Prospectus” shall mean a Fund’s prospectus and statement of additional information incorporated by reference therein, in each case as revised or supplemented through the date of reference.

Remediation Services” means the additional services required to be provided hereunder by BNYMTI in connection with a Fund Error in order to correct, remediate, adjust, reprocess, repeat, reverse or otherwise modify conduct previously taken in accordance with the Agreement to achieve the outcome originally intended by the previous conduct.

SEC” means the U.S. Securities and Exchange Commission.

Securities Laws” means the 1933 Act, the 1934 Act and the 1940 Act.

Service Effective Date” means the date, following the completion of all implementation services, in the event the Fund is a new start-up Fund, or following the completion of all conversion services, in the event BNYMTI will be providing services to the Fund as a successor to a prior service provider, that the first live transaction is processed by the BNYM System for the Fund on a production basis.

A-1
 

Shareholder Draft” means a Fund redemption draft in form and substance approved by the BNYMTI and issued by a Shareholder.

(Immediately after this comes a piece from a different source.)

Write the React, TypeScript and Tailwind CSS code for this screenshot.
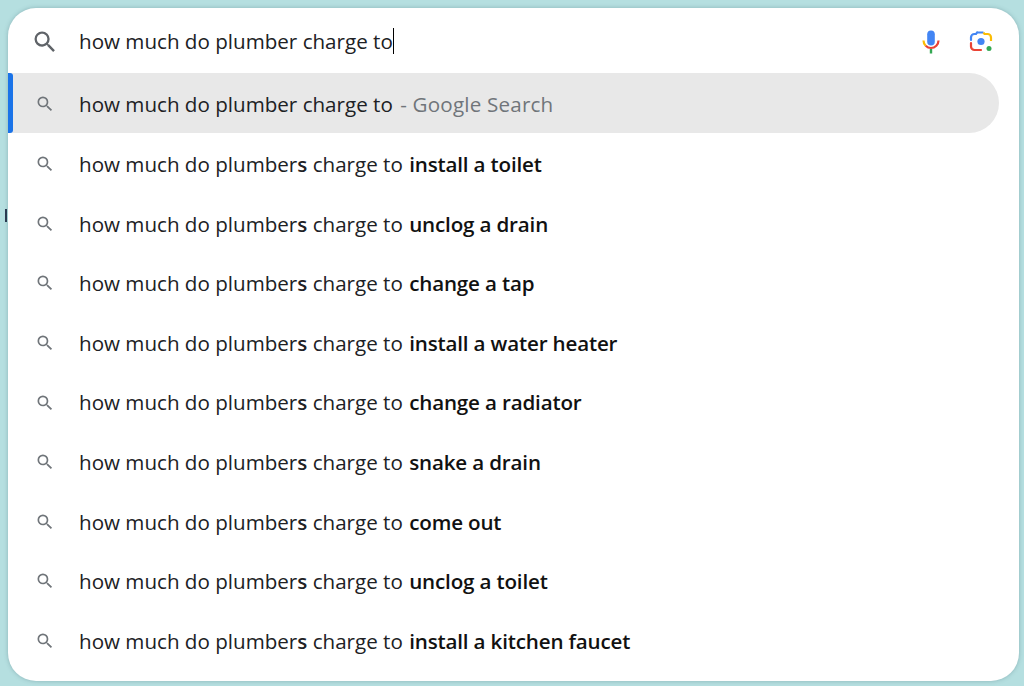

Shareholder Materials” means a Fund’s Prospectus and any other materials relating to a Fund provided to Fund shareholders by the Fund.

Shares” or “Fund Shares” means the common stock or other units of beneficial interest of each Fund.

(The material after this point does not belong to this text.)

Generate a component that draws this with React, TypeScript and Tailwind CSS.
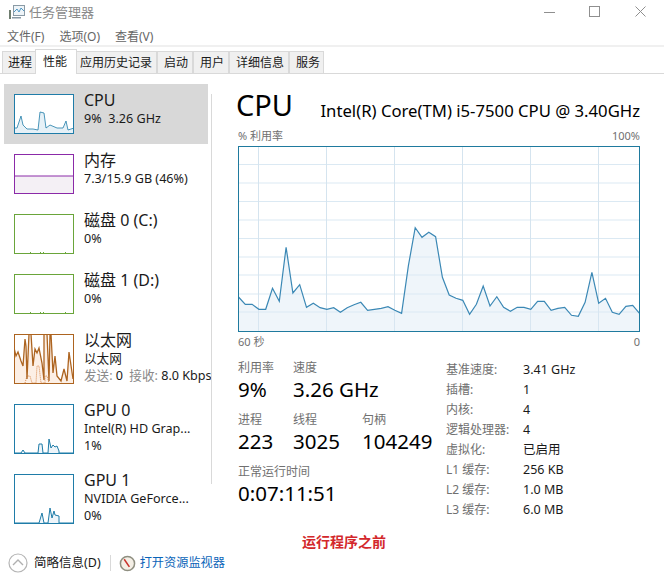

Summary Prospectus” means a prospectus that meets the requirements of Rule 498 under the 1933 Act.

Update” means a modification to a Component System necessary to maintain the operation of the Component System in compliance with the Documentation in effect as of the Component System’s applicable Component Effective Date and includes without limitation modifications correcting any design or operational errors in the Component System and modifications enabling the Component System to be operated in any revised operating environment issued by BNYM and excludes Upgrades.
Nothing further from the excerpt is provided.